Question

Describe the set of points in space whose coordinates satisfy the given inequalities or combinations of equations and inequalities. \[{x^2} + {y^2} + {z^2} \le 1\]

Answer 1

Hint:
Here, we have to describe the set of points in the space satisfying the given inequality. Here we will analyze the given inequality and find its general equation. Then we will compare it to the general equation and find the radius and thus the sets of points. An equation is a relative comparison between any two mathematical expressions that are equal. Inequality is a relative comparison between two mathematical expressions which may be greater than or lesser than or greater than equal to or lesser than equal to.
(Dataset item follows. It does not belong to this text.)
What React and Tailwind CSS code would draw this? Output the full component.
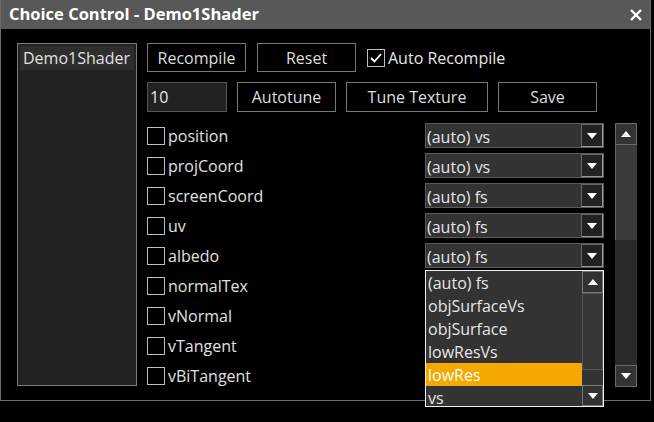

Complete Step by Step Solution:
We are given an inequality \[{x^2} + {y^2} + {z^2} \le 1\] .
We know that the equation of the sphere having centre at the origin \[\left( {0,0,0} \right)\] is given by \[{x^2} + {y^2} + {z^2} = {r^2}\] where \[\left( {x,y,z} \right)\] are the coordinates of the sphere and \[r\] is the radius of the sphere.
So, we have \[{x^2} + {y^2} + {z^2} = 1\]
The given equation is in the form of the equation of the sphere with radius as 1 unit and centre at the origin \[\left( {0,0,0} \right)\].
Thus, for an inequality \[{x^2} + {y^2} + {z^2} \le 1\] , the points lie within the sphere of radius as 1 unit.

Therefore, the inequality \[{x^2} + {y^2} + {z^2} \le 1\] represents the set of points which lie within the sphere of radius as 1 unit.

Note:
We should remember that we are finding the set of points that satisfy the given inequality and we are not solving for the variables. Whenever we are in need to find the set of points, we should also know the general equation of the various geometrical shapes. But when we want to solve an inequality it is essential to find all the variables that satisfy the given inequality and make it true.